If we assume implementation abundance but deliberately remove most existing harness constraints—no boundary tags, few risk lanes, minimal verification scripts—and instead make humans responsible only for post-hoc diff review and incident handling, what breaks first in real teams (architecture, safety, craft, or pace), and how would that breakdown challenge the current belief that stronger harnesses are the primary lever for preserving judgment and taste in agent-first workflows?

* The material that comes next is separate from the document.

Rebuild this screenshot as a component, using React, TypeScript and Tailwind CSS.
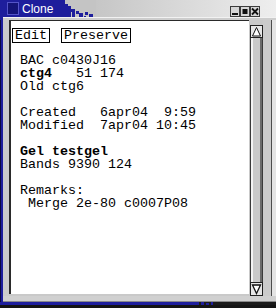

dhh-agent-first-software-craft | Updated at

Answer

Most teams that drop harness constraints but keep agents and rely only on diff review will see safety and craft degrade first, with architecture drifting next and pace eventually stalling. This pattern weakens the idea that harness strength alone protects judgment and taste; it suggests the main levers are where the review bottleneck sits and how much context and time reviewers actually have.

Compact view:

  • What breaks first:

    1. Safety: more subtle regressions, incident load, and fear of touching areas.
    2. Craft: inconsistent patterns, noisier diffs, shallow tests, copy-paste fixes.
    3. Architecture: slow boundary erosion that becomes visible through incidents and brittle tests.
    4. Pace: net speed drops as incident handling and rework eat into any generation gains.
  • Why safety and craft go first:

    • Agents keep shipping plausible code; without harness checks, reviewers see large, mixed-quality diffs.
    • Humans under time pressure skim and rely on green tests; gaps in tests and verification mean more production defects.
    • Taste is hard to exercise over big, dense diffs; reviewers default to “good enough.”
  • How this challenges “stronger harnesses are the main lever”:

    • The core constraint becomes human review capacity and attention, not just whether the harness is strict.
    • Even strong harnesses fail if reviewers are overloaded or context-poor; conversely, small, high-context teams with weak harnesses but very selective merging can preserve taste better than expected.
    • The most important design choice is where to place constraints relative to the review bottleneck:
      • At task intake (what work is agent-eligible).
      • At diff granularity (enforcing small, scoped changes).
      • At human merge gates (who can approve which areas, with what tests).
  • Implication for agent-first workflows:

    • Harness rules help, but they are supporting tools for human judgment, not substitutes.
    • To preserve taste and safety under implementation abundance, teams should:
      • Keep diffs small and boundary-scoped.
      • Route high-risk changes to high-context reviewers.
      • Use harness checks mainly to keep reviewable units clean, not to be the only guardians of craft.